(WHAT TO PRODUCE): Output the material beneath this task exactly, images excluded.

(Collected data entries):
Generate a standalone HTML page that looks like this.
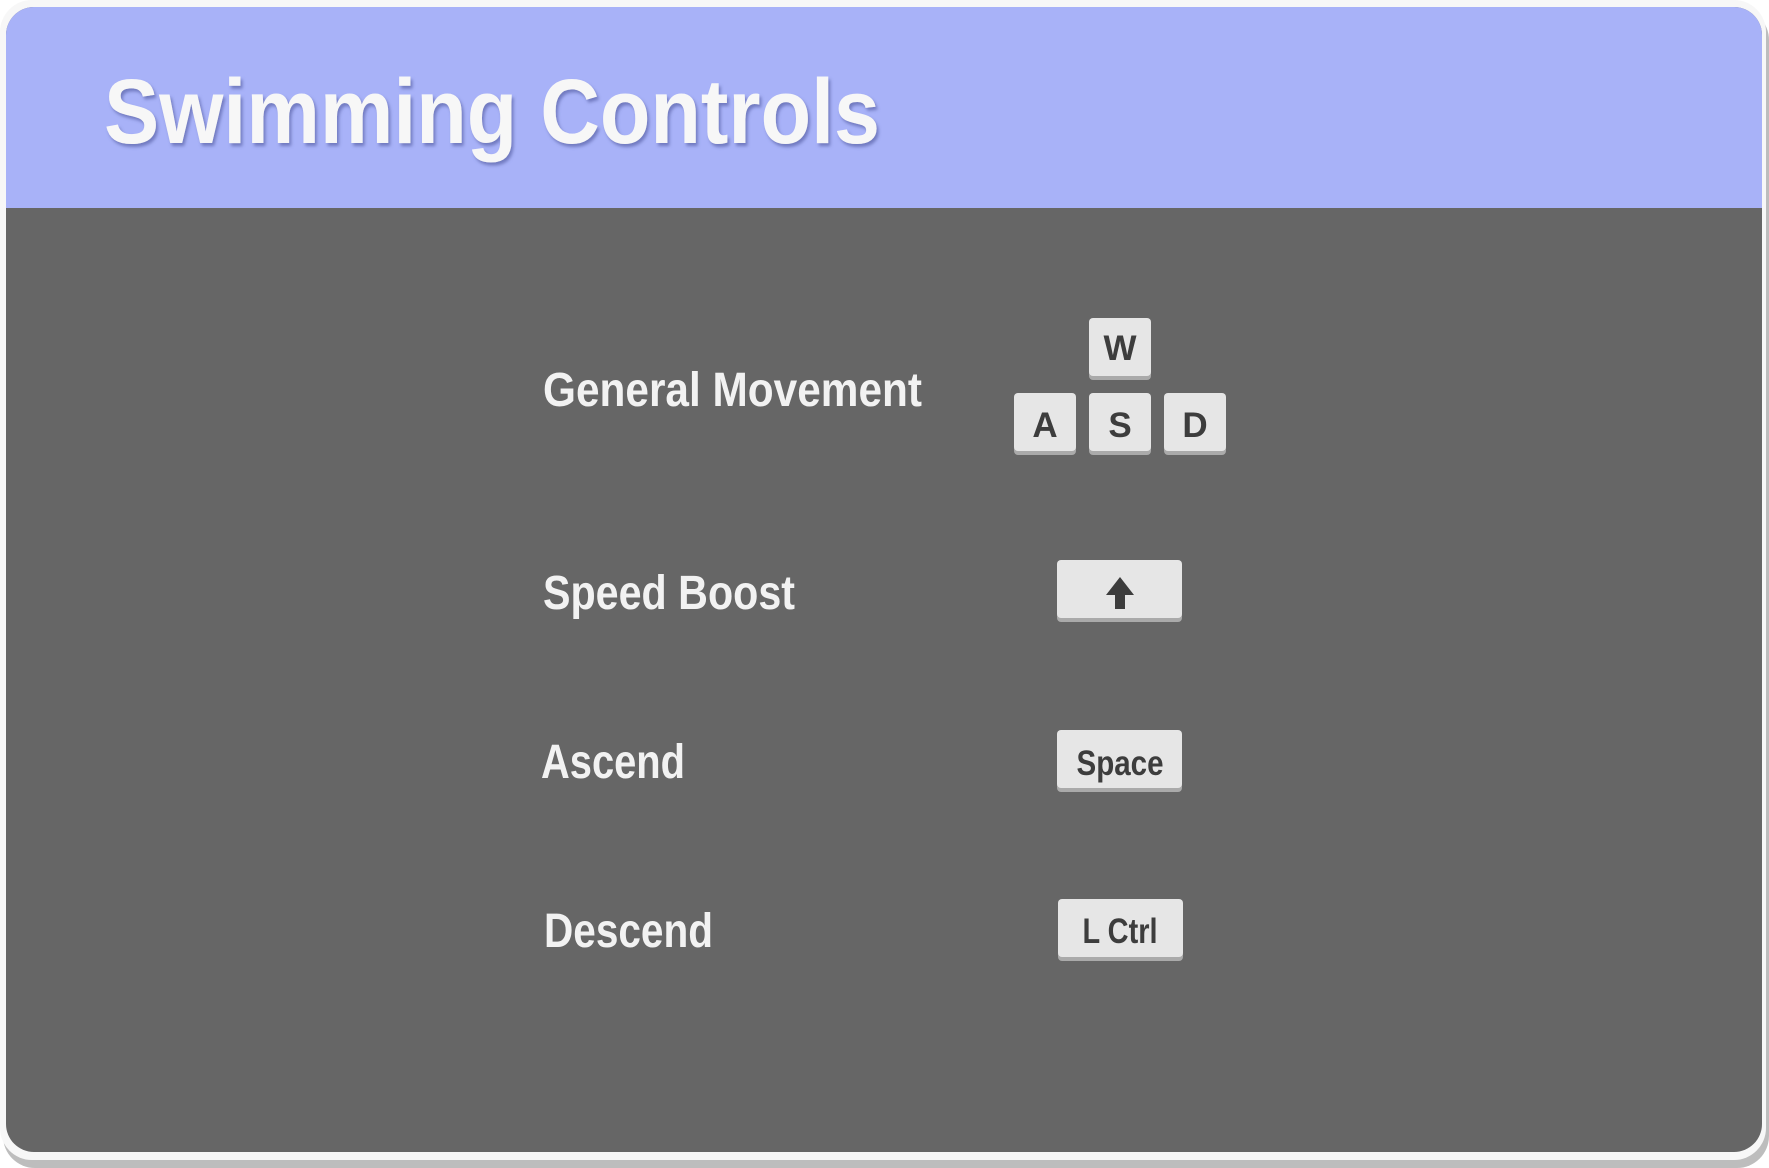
<!DOCTYPE html>
<html><head><meta charset="utf-8"><style>
html,body{margin:0;padding:0;background:#fff;width:1769px;height:1168px;overflow:hidden}
</style></head><body>
<svg width="1769" height="1168" viewBox="0 0 1769 1168" xmlns="http://www.w3.org/2000/svg" font-family="'Liberation Sans', sans-serif" font-weight="bold">
<defs>
<clipPath id="cp"><rect x="6" y="7" width="1756" height="1145" rx="28"/></clipPath>
<filter id="ts" x="-5%" y="-20%" width="110%" height="140%"><feDropShadow dx="2" dy="3" stdDeviation="1.5" flood-color="#5a63a8" flood-opacity="0.7"/></filter>
</defs>
<rect x="3" y="8" width="1766" height="1160" rx="32" fill="#bdbdbd"/>
<rect x="0" y="0" width="1766" height="1160" rx="32" fill="#f7f7f7"/>
<g clip-path="url(#cp)">
<rect x="0" y="0" width="1769" height="1168" fill="#666666"/>
<rect x="0" y="0" width="1769" height="208" fill="#a8b2f8"/>
</g>
<text x="104" y="143" font-size="92" fill="#f7f7f7" textLength="776" lengthAdjust="spacingAndGlyphs" filter="url(#ts)">Swimming Controls</text>
<g fill="#f2f2f2" font-size="48">
<text x="543" y="406" textLength="379" lengthAdjust="spacingAndGlyphs">General Movement</text>
<text x="543" y="609" textLength="252" lengthAdjust="spacingAndGlyphs">Speed Boost</text>
<text x="541" y="778" textLength="144" lengthAdjust="spacingAndGlyphs">Ascend</text>
<text x="544" y="947" textLength="169" lengthAdjust="spacingAndGlyphs">Descend</text>
</g>
<g>
<rect x="1089" y="321" width="62" height="59" rx="4" fill="#aaa"/><rect x="1089" y="318" width="62" height="58" rx="4" fill="#e6e6e6"/>
<rect x="1014" y="396" width="62" height="59" rx="4" fill="#aaa"/><rect x="1014" y="393" width="62" height="58" rx="4" fill="#e6e6e6"/>
<rect x="1089" y="396" width="62" height="59" rx="4" fill="#aaa"/><rect x="1089" y="393" width="62" height="58" rx="4" fill="#e6e6e6"/>
<rect x="1164" y="396" width="62" height="59" rx="4" fill="#aaa"/><rect x="1164" y="393" width="62" height="58" rx="4" fill="#e6e6e6"/>
<rect x="1057" y="563" width="125" height="59" rx="4" fill="#aaa"/><rect x="1057" y="560" width="125" height="58" rx="4" fill="#e6e6e6"/>
<rect x="1057" y="733" width="125" height="59" rx="4" fill="#aaa"/><rect x="1057" y="730" width="125" height="58" rx="4" fill="#e6e6e6"/>
<rect x="1058" y="902" width="125" height="59" rx="4" fill="#aaa"/><rect x="1058" y="899" width="125" height="58" rx="4" fill="#e6e6e6"/>
</g>
<g fill="#3d3d3d" font-size="35" text-anchor="middle">
<text x="1120" y="360">W</text>
<text x="1045" y="437">A</text>
<text x="1120" y="437">S</text>
<text x="1195" y="437">D</text>
<text x="1120" y="775" textLength="87" lengthAdjust="spacingAndGlyphs">Space</text>
<text x="1120" y="943" textLength="75" lengthAdjust="spacingAndGlyphs">L Ctrl</text>
</g>
<path d="M1120 577 L1134 595 L1125 595 L1125 609 L1115 609 L1115 595 L1106 595 Z" fill="#3d3d3d"/>
</svg>
</body></html>
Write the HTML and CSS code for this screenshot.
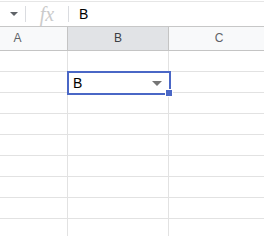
FILE: index.html
```html
<!DOCTYPE html>
<html>
    <head>
        <link rel="stylesheet" href="styles.css">
    </head>
    <body>
        <div class="formula-bar">
            <div class="name-box"><span class="caret"></span></div>
            <div class="fx">fx</div>
            <div class="formula-value">B</div>
        </div>

        <div class="sheet">
            <div class="col-head">A</div>
            <div class="col-head selected">B</div>
            <div class="col-head">C</div>

            <div class="cell"></div><div class="cell"></div><div class="cell"></div>
            <div class="cell"></div>
            <div class="cell active">
                <span>B</span>
                <span class="cell-caret"></span>
                <span class="handle"></span>
            </div>
            <div class="cell"></div>
            <div class="cell"></div><div class="cell"></div><div class="cell"></div>
            <div class="cell"></div><div class="cell"></div><div class="cell"></div>
            <div class="cell"></div><div class="cell"></div><div class="cell"></div>
            <div class="cell"></div><div class="cell"></div><div class="cell"></div>
            <div class="cell"></div><div class="cell"></div><div class="cell"></div>
            <div class="cell"></div><div class="cell"></div><div class="cell"></div>
            <div class="cell"></div><div class="cell"></div><div class="cell"></div>
        </div>
    </body>
</html>
```

FILE: styles.css
```css
body {
    margin: 0;
    background: #fff;
    font-family: "Liberation Sans", Arial, sans-serif;
    overflow: hidden;
}

.formula-bar {
    display: flex;
    align-items: center;
    height: 24px;
    border-top: 1px solid #e6e6e6;
    border-bottom: 1px solid #c7c7c7;
    margin-top: 1px;
}

.name-box {
    width: 25px;
    height: 16px;
    display: flex;
    align-items: center;
    justify-content: center;
    border-right: 1px solid #dadce0;
}

.caret {
    width: 0;
    height: 0;
    border-left: 4px solid transparent;
    border-right: 4px solid transparent;
    border-top: 4px solid #5f6368;
    margin-left: 2px;
}

.fx {
    width: 42px;
    height: 16px;
    line-height: 16px;
    text-align: center;
    font-family: "Liberation Serif", serif;
    font-style: italic;
    font-size: 20px;
    color: #cbcbcb;
    border-right: 1px solid #dadce0;
}

.formula-value {
    padding-left: 10px;
    font-size: 14px;
    color: #000;
}

.sheet {
    display: grid;
    grid-template-columns: 100px 101px 101px;
    grid-template-rows: 24px;
    grid-auto-rows: 21px;
    margin-left: -32px;
}

.col-head {
    height: 23px;
    line-height: 23px;
    text-align: center;
    font-size: 12px;
    color: #5f6368;
    background: #f8f9fa;
    border-right: 1px solid #c4c4c4;
    border-bottom: 1px solid #c4c4c4;
}

.col-head.selected {
    background: #e1e3e6;
    color: #3c4043;
}

.cell {
    border-right: 1px solid #e2e2e2;
    border-bottom: 1px solid #e2e2e2;
}

.cell.active {
    position: relative;
    display: flex;
    align-items: center;
    justify-content: space-between;
    padding: 0 7px 0 4px;
    margin: -1px -2px -2px -1px;
    border: 2px solid #4a67c6;
    font-size: 14px;
    color: #000;
    z-index: 1;
}

.cell-caret {
    width: 0;
    height: 0;
    border-left: 5px solid transparent;
    border-right: 5px solid transparent;
    border-top: 5px solid #757575;
}

.handle {
    position: absolute;
    right: -4px;
    bottom: -4px;
    width: 6px;
    height: 6px;
    background: #4a67c6;
    border: 1px solid #fff;
}
```
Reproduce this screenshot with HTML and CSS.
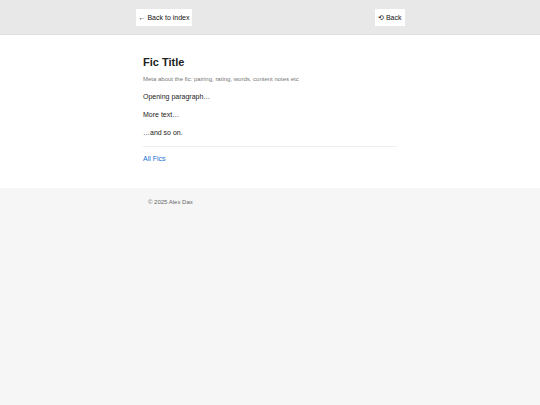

(TASK OUTPUT):
Generate a standalone HTML page that looks like this.
<!DOCTYPE html>
<html><head><meta charset="utf-8"><style>
html,body{margin:0;padding:0;background:#fff;width:1769px;height:1168px;overflow:hidden}
</style></head><body>
<svg width="1769" height="1168" viewBox="0 0 1769 1168" xmlns="http://www.w3.org/2000/svg" font-family="'Liberation Sans', sans-serif" font-weight="bold">
<defs>
<clipPath id="cp"><rect x="6" y="7" width="1756" height="1145" rx="28"/></clipPath>
<filter id="ts" x="-5%" y="-20%" width="110%" height="140%"><feDropShadow dx="2" dy="3" stdDeviation="1.5" flood-color="#5a63a8" flood-opacity="0.7"/></filter>
</defs>
<rect x="3" y="8" width="1766" height="1160" rx="32" fill="#bdbdbd"/>
<rect x="0" y="0" width="1766" height="1160" rx="32" fill="#f7f7f7"/>
<g clip-path="url(#cp)">
<rect x="0" y="0" width="1769" height="1168" fill="#666666"/>
<rect x="0" y="0" width="1769" height="208" fill="#a8b2f8"/>
</g>
<text x="104" y="143" font-size="92" fill="#f7f7f7" textLength="776" lengthAdjust="spacingAndGlyphs" filter="url(#ts)">Swimming Controls</text>
<g fill="#f2f2f2" font-size="48">
<text x="543" y="406" textLength="379" lengthAdjust="spacingAndGlyphs">General Movement</text>
<text x="543" y="609" textLength="252" lengthAdjust="spacingAndGlyphs">Speed Boost</text>
<text x="541" y="778" textLength="144" lengthAdjust="spacingAndGlyphs">Ascend</text>
<text x="544" y="947" textLength="169" lengthAdjust="spacingAndGlyphs">Descend</text>
</g>
<g>
<rect x="1089" y="321" width="62" height="59" rx="4" fill="#aaa"/><rect x="1089" y="318" width="62" height="58" rx="4" fill="#e6e6e6"/>
<rect x="1014" y="396" width="62" height="59" rx="4" fill="#aaa"/><rect x="1014" y="393" width="62" height="58" rx="4" fill="#e6e6e6"/>
<rect x="1089" y="396" width="62" height="59" rx="4" fill="#aaa"/><rect x="1089" y="393" width="62" height="58" rx="4" fill="#e6e6e6"/>
<rect x="1164" y="396" width="62" height="59" rx="4" fill="#aaa"/><rect x="1164" y="393" width="62" height="58" rx="4" fill="#e6e6e6"/>
<rect x="1057" y="563" width="125" height="59" rx="4" fill="#aaa"/><rect x="1057" y="560" width="125" height="58" rx="4" fill="#e6e6e6"/>
<rect x="1057" y="733" width="125" height="59" rx="4" fill="#aaa"/><rect x="1057" y="730" width="125" height="58" rx="4" fill="#e6e6e6"/>
<rect x="1058" y="902" width="125" height="59" rx="4" fill="#aaa"/><rect x="1058" y="899" width="125" height="58" rx="4" fill="#e6e6e6"/>
</g>
<g fill="#3d3d3d" font-size="35" text-anchor="middle">
<text x="1120" y="360">W</text>
<text x="1045" y="437">A</text>
<text x="1120" y="437">S</text>
<text x="1195" y="437">D</text>
<text x="1120" y="775" textLength="87" lengthAdjust="spacingAndGlyphs">Space</text>
<text x="1120" y="943" textLength="75" lengthAdjust="spacingAndGlyphs">L Ctrl</text>
</g>
<path d="M1120 577 L1134 595 L1125 595 L1125 609 L1115 609 L1115 595 L1106 595 Z" fill="#3d3d3d"/>
</svg>
</body></html>
Write the HTML and CSS code for this screenshot.
FILE: index.html
```html
<!DOCTYPE html>
<html>
    <head>
        <link rel="stylesheet" href="styles.css">
    </head>
    <body>
        <div class="formula-bar">
            <div class="name-box"><span class="caret"></span></div>
            <div class="fx">fx</div>
            <div class="formula-value">B</div>
        </div>

        <div class="sheet">
            <div class="col-head">A</div>
            <div class="col-head selected">B</div>
            <div class="col-head">C</div>

            <div class="cell"></div><div class="cell"></div><div class="cell"></div>
            <div class="cell"></div>
            <div class="cell active">
                <span>B</span>
                <span class="cell-caret"></span>
                <span class="handle"></span>
            </div>
            <div class="cell"></div>
            <div class="cell"></div><div class="cell"></div><div class="cell"></div>
            <div class="cell"></div><div class="cell"></div><div class="cell"></div>
            <div class="cell"></div><div class="cell"></div><div class="cell"></div>
            <div class="cell"></div><div class="cell"></div><div class="cell"></div>
            <div class="cell"></div><div class="cell"></div><div class="cell"></div>
            <div class="cell"></div><div class="cell"></div><div class="cell"></div>
            <div class="cell"></div><div class="cell"></div><div class="cell"></div>
        </div>
    </body>
</html>
```

FILE: styles.css
```css
body {
    margin: 0;
    background: #fff;
    font-family: "Liberation Sans", Arial, sans-serif;
    overflow: hidden;
}

.formula-bar {
    display: flex;
    align-items: center;
    height: 24px;
    border-top: 1px solid #e6e6e6;
    border-bottom: 1px solid #c7c7c7;
    margin-top: 1px;
}

.name-box {
    width: 25px;
    height: 16px;
    display: flex;
    align-items: center;
    justify-content: center;
    border-right: 1px solid #dadce0;
}

.caret {
    width: 0;
    height: 0;
    border-left: 4px solid transparent;
    border-right: 4px solid transparent;
    border-top: 4px solid #5f6368;
    margin-left: 2px;
}

.fx {
    width: 42px;
    height: 16px;
    line-height: 16px;
    text-align: center;
    font-family: "Liberation Serif", serif;
    font-style: italic;
    font-size: 20px;
    color: #cbcbcb;
    border-right: 1px solid #dadce0;
}

.formula-value {
    padding-left: 10px;
    font-size: 14px;
    color: #000;
}

.sheet {
    display: grid;
    grid-template-columns: 100px 101px 101px;
    grid-template-rows: 24px;
    grid-auto-rows: 21px;
    margin-left: -32px;
}

.col-head {
    height: 23px;
    line-height: 23px;
    text-align: center;
    font-size: 12px;
    color: #5f6368;
    background: #f8f9fa;
    border-right: 1px solid #c4c4c4;
    border-bottom: 1px solid #c4c4c4;
}

.col-head.selected {
    background: #e1e3e6;
    color: #3c4043;
}

.cell {
    border-right: 1px solid #e2e2e2;
    border-bottom: 1px solid #e2e2e2;
}

.cell.active {
    position: relative;
    display: flex;
    align-items: center;
    justify-content: space-between;
    padding: 0 7px 0 4px;
    margin: -1px -2px -2px -1px;
    border: 2px solid #4a67c6;
    font-size: 14px;
    color: #000;
    z-index: 1;
}

.cell-caret {
    width: 0;
    height: 0;
    border-left: 5px solid transparent;
    border-right: 5px solid transparent;
    border-top: 5px solid #757575;
}

.handle {
    position: absolute;
    right: -4px;
    bottom: -4px;
    width: 6px;
    height: 6px;
    background: #4a67c6;
    border: 1px solid #fff;
}
```
Reproduce this screenshot with HTML and CSS.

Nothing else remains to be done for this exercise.